LendingClub Credit Risk Analysis on Loan Defaults

About Project
Objective
Analyze loan default risk by segmenting borrowers, detecting anomalous risk profiles, and building predictive models that identify high-risk borrowers—supporting credit decisioning and risk monitoring.
Tools & Technologies
Python, Pandas, NumPy, Scikit-learn, XGBoost, scikit-learn-extra (K-Medoids), PCA, t-SNE, Git
Key Work & Impact
Built an end-to-end analytics workflow covering cleaning, preprocessing, feature selection, modeling, and evaluation—structured as reproducible notebooks with project-generated datasets.

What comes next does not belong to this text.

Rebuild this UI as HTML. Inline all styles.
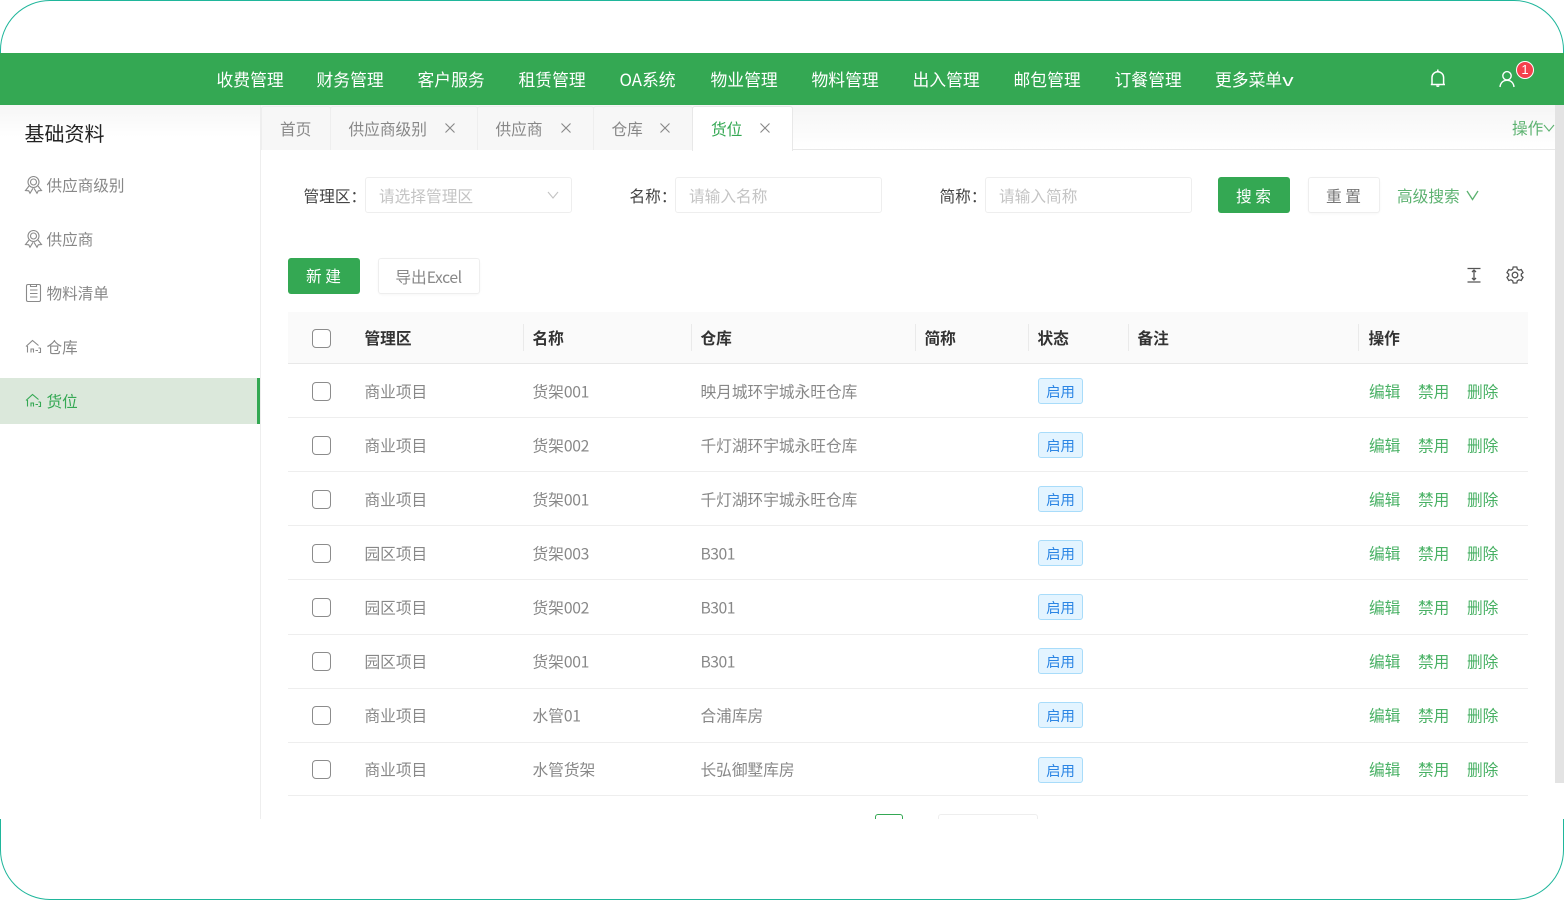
<!DOCTYPE html>
<html lang="zh-CN"><head><meta charset="utf-8"><title>货位</title>
<style>
*{box-sizing:border-box}
html,body{margin:0;padding:0;width:1564px;height:900px;overflow:hidden;background:#fff}
body{position:relative;font-family:"Noto Sans CJK SC","Liberation Sans",sans-serif;font-size:16px;color:#888}
.a{position:absolute;white-space:nowrap;line-height:24px}
.n{letter-spacing:-.35px}
.frame{position:absolute;left:0;top:0;width:1564px;height:900px;border:1.2px solid #1fb69b;border-radius:50px}
.hdr{position:absolute;left:0;top:53px;width:1564px;height:52px;background:#34a853}
.hdr .a{color:#fff;font-size:16.8px;top:13.5px;line-height:24px;margin-left:-.5px}
.body{position:absolute;left:0;top:105px;width:1564px;height:714px;background:#fff;overflow:hidden}
.side{position:absolute;left:0;top:0;width:261px;height:714px;border-right:1px solid #eee;background:linear-gradient(#f6f6f6,#fff 32px)}
.tabs{position:absolute;left:261px;top:0;width:1294px;height:45px;background:linear-gradient(#f5f5f5,#fff);border-bottom:1px solid #e8e8e8}
.tab{position:absolute;top:1px;height:44px;background:#f7f7f7;border:1px solid #eee;border-bottom:0;border-radius:3px 3px 0 0;color:#888;font-size:15.7px;line-height:43px}
.tab.on{background:#fff;color:#34a853;height:45px;border-color:#e8e8e8}
.x{position:absolute;top:10.5px;width:20px;height:20px}
.inp{position:absolute;top:72px;height:36px;width:207px;border:1px solid #eee;border-radius:3px;color:#c4c4c4;font-size:15.7px;line-height:36px;padding-left:13px;background:#fff}
.lbl{position:absolute;top:79px;line-height:24px;color:#444;font-size:15.7px;white-space:nowrap;margin-left:-.5px}
.btn{position:absolute;border-radius:3px;text-align:center;font-size:15.7px;white-space:nowrap}
.g{background:#34a853;color:#fff}
.w{background:#fff;border:1px solid #eee;color:#888;box-shadow:0 1px 2px rgba(0,0,0,.03)}
.th{position:absolute;left:288px;top:207px;width:1240px;height:52px;background:#fafafa;border-bottom:1px solid #e8e8e8}
.hd{position:absolute;top:221px;font-weight:700;color:#333;font-size:15.7px;line-height:24px;white-space:nowrap;margin-left:-.5px}
.sep{position:absolute;top:219px;width:1px;height:27px;background:#eaeaea}
.line{position:absolute;left:288px;width:1240px;height:1px;background:#eeeeee}
.cb{position:absolute;left:312px;width:19px;height:19px;border:1px solid #8c8c8c;border-radius:4px;background:#fff}
.c{position:absolute;white-space:nowrap;font-size:15.7px;line-height:24px;color:#888;transform:translate(-.5px,-.5px)}
.tag{position:absolute;left:1038px;width:45px;height:26px;background:#e3f4ff;border:1px solid #a8dcfa;border-radius:3px;color:#2b85e4;font-size:14.4px;line-height:25px;text-align:center}
.op{position:absolute;white-space:nowrap;font-size:15.7px;line-height:24px;color:#34a853;opacity:.9;transform:translate(0,-.5px)}
.mi{position:absolute;left:46.5px;font-size:15.6px;line-height:24px;white-space:nowrap;color:#888;margin-top:-1px}
.ic{position:absolute;left:24px;width:20px;height:20px;fill:none;stroke:#8a8a8a;stroke-width:1.1}
</style></head><body>
<div class="frame"></div>
<div class="hdr">
<span class="a" style="left:217px">收费管理</span><span class="a" style="left:317px">财务管理</span><span class="a" style="left:418px">客户服务</span><span class="a" style="left:519px">租赁管理</span><span class="a" style="left:620px">OA系统</span><span class="a" style="left:711px">物业管理</span><span class="a" style="left:812px">物料管理</span><span class="a" style="left:913px">出入管理</span><span class="a" style="left:1014px">邮包管理</span><span class="a" style="left:1115px">订餐管理</span><span class="a" style="left:1215.500px">更多菜单<span style="display:inline-block;transform:scaleX(1.350);transform-origin:0 50%">v</span></span>
<svg style="position:absolute;left:1428px;top:15px" width="20" height="22" viewBox="0 0 20 22" fill="none" stroke="#fff" stroke-width="1.5"><path d="M4 16V9.500a5.800 5.800 0 0 1 11.600 0V16M2.800 16.500H17"/><path d="M9.800 1.500v2M8.600 17.500a1.300 1.300 0 0 0 2.400 0"/></svg>
<svg style="position:absolute;left:1497px;top:15px" width="20" height="22" viewBox="0 0 20 22" fill="none" stroke="#fff" stroke-width="1.400"><circle cx="10" cy="7.800" r="4.200"/><path d="M3 19c.4-4 3-6.700 7-6.700s6.600 2.700 7 6.700"/></svg>
<div style="position:absolute;left:1516px;top:7.500px;width:18px;height:18px;border-radius:50%;background:#f5404c;border:1px solid #fff;color:#fff;font:13px/16px 'Liberation Sans',sans-serif;text-align:center">1</div>
</div>
<div class="body">
<div class="side">
<span class="a" style="left:24.500px;top:16px;font-size:20px;color:#222">基础资料</span>
<svg class="ic" style="top:70px" viewBox="0 0 20 20"><circle cx="9.500" cy="7" r="5.500"/><circle cx="9.500" cy="7" r="3"/><path d="M5 11l-3.500 4.500 3.200.3 1.300 2.500 3-5M14 11l3.500 4.500-3.200.3-1.300 2.500-3-5"/></svg>
<span class="mi" style="top:69px">供应商级别</span>
<svg class="ic" style="top:124px" viewBox="0 0 20 20"><circle cx="9.500" cy="7" r="5.500"/><circle cx="9.500" cy="7" r="3"/><path d="M5 11l-3.500 4.500 3.200.3 1.300 2.500 3-5M14 11l3.500 4.500-3.200.3-1.300 2.500-3-5"/></svg>
<span class="mi" style="top:123px">供应商</span>
<svg class="ic" style="top:178px" viewBox="0 0 20 20"><rect x="2.500" y="1.500" width="14" height="17" rx="1.500"/><path d="M6.500 1.500v2h6v-2M6 7h7.500M6 10.500h7.500M6 14h7.500"/></svg>
<span class="mi" style="top:177px">物料清单</span>
<svg class="ic" style="top:232px" viewBox="0 0 20 20"><path d="M2 9.500L8.500 3.500l6 5M3.500 9v6.500M7 15.500v-3.500h2.500v3.500M11.500 13.500h2.500M16.500 11h-2M16.500 11v4.500h-2"/></svg>
<span class="mi" style="top:231px">仓库</span>
<div style="position:absolute;left:0;top:273px;width:260px;height:46px;background:#dbe8db;border-right:3px solid #34a853"></div>
<svg class="ic" style="top:286px;stroke:#34a853" viewBox="0 0 20 20"><path d="M2 9.500L8.500 3.500l6 5M3.500 9v6.500M7 15.500v-3.500h2.500v3.500M11.500 13.500h2.500M16.500 11h-2M16.500 11v4.500h-2"/></svg>
<span class="mi" style="top:285px;color:#34a853">货位</span>
</div>
<div class="tabs"></div>
<div class="tab" style="left:261px;width:70px;padding-left:18px">首页</div>
<div class="tab" style="left:330px;width:148px;padding-left:17.500px">供应商级别<svg class="x" style="left:108.500px" viewBox="0 0 20 20" stroke="#888" stroke-width="1.100"><path d="M5.500 5.500l9 9M14.500 5.500l-9 9"/></svg></div>
<div class="tab" style="left:477px;width:117px;padding-left:17.500px">供应商<svg class="x" style="left:77.500px" viewBox="0 0 20 20" stroke="#888" stroke-width="1.100"><path d="M5.500 5.500l9 9M14.500 5.500l-9 9"/></svg></div>
<div class="tab" style="left:593px;width:100px;padding-left:17.500px">仓库<svg class="x" style="left:60.500px" viewBox="0 0 20 20" stroke="#888" stroke-width="1.100"><path d="M5.500 5.500l9 9M14.500 5.500l-9 9"/></svg></div>
<div class="tab on" style="left:692px;width:101px;padding-left:18px">货位<svg class="x" style="left:61.500px" viewBox="0 0 20 20" stroke="#888" stroke-width="1.100"><path d="M5.500 5.500l9 9M14.500 5.500l-9 9"/></svg></div>
<span class="a" style="left:1512px;top:11px;color:#5cb270;font-size:15.700px">操作</span>
<svg style="position:absolute;left:1543px;top:17px" width="12" height="12" viewBox="0 0 12 12" fill="none" stroke="#5cb270" stroke-width="1.100"><path d="M1 3l5 6 5-6"/></svg>
<div style="position:absolute;left:1555px;top:0;width:9px;height:678px;background:#e3e3e3"></div>
<span class="lbl" style="left:304px">管理区：</span>
<div class="inp" style="left:365px">请选择管理区<svg style="position:absolute;left:180px;top:10px" width="14" height="14" viewBox="0 0 14 14" fill="none" stroke="#c4c4c4" stroke-width="1.100"><path d="M2 4l5 6 5-6"/></svg></div>
<span class="lbl" style="left:630px">名称：</span>
<div class="inp" style="left:675px">请输入名称</div>
<span class="lbl" style="left:940px">简称：</span>
<div class="inp" style="left:985px">请输入简称</div>
<div class="btn g" style="left:1218px;top:72px;width:72px;height:36px;line-height:37px;text-indent:-1px">搜 索</div>
<div class="btn w" style="left:1308px;top:72px;width:72px;height:36px;line-height:36px;color:#777;text-indent:-1px">重 置</div>
<span class="a" style="left:1397px;top:79px;color:#5cb270;font-size:15.700px">高级搜索</span>
<svg style="position:absolute;left:1465px;top:84px" width="15" height="14" viewBox="0 0 15 14" fill="none" stroke="#5cb270" stroke-width="1.300"><path d="M2 2l5.500 8.500L13 2"/></svg>
<div class="btn g" style="left:288px;top:153px;width:72px;height:36px;line-height:36px;text-indent:-1px">新 建</div>
<div class="btn w" style="left:378px;top:153px;width:102px;height:36px;line-height:35px;text-indent:-1px">导出<span class="n" style="letter-spacing:-.4px">Excel</span></div>
<svg style="position:absolute;left:1466px;top:161px" width="16" height="18" viewBox="0 0 16 18" fill="none" stroke="#555" stroke-width="1.300"><path d="M1.500 2.500h13M1.500 16h13M8 4.500v9.500"/><path d="M6 6l2-2 2 2M6 12l2 2 2-2"/></svg>
<svg style="position:absolute;left:1505px;top:160px" width="20" height="20" viewBox="0 0 20 20" fill="none" stroke="#555" stroke-width="1.300"><path d="M8.200 2h3.600l.5 2.200 1.700 1 2.200-.7 1.800 3.100-1.700 1.500v1.800l1.700 1.500-1.800 3.100-2.200-.7-1.700 1-.5 2.200H8.200l-.5-2.200-1.700-1-2.200.7L2 12.400l1.700-1.500V9.100L2 7.600l1.800-3.100 2.200.7 1.700-1z"/><circle cx="10" cy="10" r="2.800"/></svg>
<div class="th"></div>
<div class="cb" style="top:224px"></div>
<span class="hd" style="left:365px">管理区</span><span class="hd" style="left:533px">名称</span><span class="hd" style="left:701px">仓库</span><span class="hd" style="left:925px">简称</span><span class="hd" style="left:1038px">状态</span><span class="hd" style="left:1138px">备注</span><span class="hd" style="left:1369px">操作</span>
<div class="sep" style="left:523px"></div><div class="sep" style="left:691px"></div><div class="sep" style="left:915px"></div><div class="sep" style="left:1028px"></div><div class="sep" style="left:1128px"></div><div class="sep" style="left:1358px"></div>

<div class="cb" style="top:277px"></div><span class="c" style="left:365px;top:275px">商业项目</span><span class="c" style="left:533px;top:275px">货架<span class="n">001</span></span><span class="c" style="left:701px;top:275px">映月城环宇城永旺仓库</span><div class="tag" style="top:273px">启用</div><span class="op" style="left:1369px;top:275px">编辑</span><span class="op" style="left:1418px;top:275px">禁用</span><span class="op" style="left:1467px;top:275px">删除</span><div class="line" style="top:312px"></div>
<div class="cb" style="top:331px"></div><span class="c" style="left:365px;top:329px">商业项目</span><span class="c" style="left:533px;top:329px">货架<span class="n">002</span></span><span class="c" style="left:701px;top:329px">千灯湖环宇城永旺仓库</span><div class="tag" style="top:327px">启用</div><span class="op" style="left:1369px;top:329px">编辑</span><span class="op" style="left:1418px;top:329px">禁用</span><span class="op" style="left:1467px;top:329px">删除</span><div class="line" style="top:366px"></div>
<div class="cb" style="top:385px"></div><span class="c" style="left:365px;top:383px">商业项目</span><span class="c" style="left:533px;top:383px">货架<span class="n">001</span></span><span class="c" style="left:701px;top:383px">千灯湖环宇城永旺仓库</span><div class="tag" style="top:381px">启用</div><span class="op" style="left:1369px;top:383px">编辑</span><span class="op" style="left:1418px;top:383px">禁用</span><span class="op" style="left:1467px;top:383px">删除</span><div class="line" style="top:420px"></div>
<div class="cb" style="top:439px"></div><span class="c" style="left:365px;top:437px">园区项目</span><span class="c" style="left:533px;top:437px">货架<span class="n">003</span></span><span class="c n" style="left:701px;top:437px;letter-spacing:-.5px">B301</span><div class="tag" style="top:435px">启用</div><span class="op" style="left:1369px;top:437px">编辑</span><span class="op" style="left:1418px;top:437px">禁用</span><span class="op" style="left:1467px;top:437px">删除</span><div class="line" style="top:474px"></div>
<div class="cb" style="top:493px"></div><span class="c" style="left:365px;top:491px">园区项目</span><span class="c" style="left:533px;top:491px">货架<span class="n">002</span></span><span class="c n" style="left:701px;top:491px;letter-spacing:-.5px">B301</span><div class="tag" style="top:489px">启用</div><span class="op" style="left:1369px;top:491px">编辑</span><span class="op" style="left:1418px;top:491px">禁用</span><span class="op" style="left:1467px;top:491px">删除</span><div class="line" style="top:529px"></div>
<div class="cb" style="top:547px"></div><span class="c" style="left:365px;top:545px">园区项目</span><span class="c" style="left:533px;top:545px">货架<span class="n">001</span></span><span class="c n" style="left:701px;top:545px;letter-spacing:-.5px">B301</span><div class="tag" style="top:543px">启用</div><span class="op" style="left:1369px;top:545px">编辑</span><span class="op" style="left:1418px;top:545px">禁用</span><span class="op" style="left:1467px;top:545px">删除</span><div class="line" style="top:583px"></div>
<div class="cb" style="top:601px"></div><span class="c" style="left:365px;top:599px">商业项目</span><span class="c" style="left:533px;top:599px">水管<span class="n">01</span></span><span class="c" style="left:701px;top:599px">合浦库房</span><div class="tag" style="top:597px">启用</div><span class="op" style="left:1369px;top:599px">编辑</span><span class="op" style="left:1418px;top:599px">禁用</span><span class="op" style="left:1467px;top:599px">删除</span><div class="line" style="top:637px"></div>
<div class="cb" style="top:655px"></div><span class="c" style="left:365px;top:653px">商业项目</span><span class="c" style="left:533px;top:653px">水管货架</span><span class="c" style="left:701px;top:653px">长弘御墅库房</span><div class="tag" style="top:652px">启用</div><span class="op" style="left:1369px;top:653px">编辑</span><span class="op" style="left:1418px;top:653px">禁用</span><span class="op" style="left:1467px;top:653px">删除</span><div class="line" style="top:690px"></div>
<div style="position:absolute;left:875px;top:709px;width:28px;height:20px;border:1px solid #34a853;border-radius:3px"></div>
<div style="position:absolute;left:938px;top:709px;width:100px;height:20px;border:1px solid #eee;border-radius:3px"></div>
</div>
</body></html>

Performed feature selection using multiple methods (RFE, SelectKBest, Fisher Score, Mutual Information) to reduce noise and improve model signal quality across 150+ variables.
Segmented borrower profiles using clustering (K-Means, K-Medoids, Agglomerative) to uncover distinct risk archetypes and provide interpretable group-level insights beyond a single risk score.
Detected anomalous borrower behavior using outlier detection (Local Outlier Factor + distance-based approaches) to flag edge-case risk patterns that traditional averages can hide.
Trained and tuned classification models (Logistic Regression, Random Forest, XGBoost) and evaluated performance using cross-validation and ROC analysis.
Optimized for “risk capture” by targeting recall on the charged-off class—achieving 67% recall and 0.43 F1-score to better identify high-risk borrowers for review or policy tightening.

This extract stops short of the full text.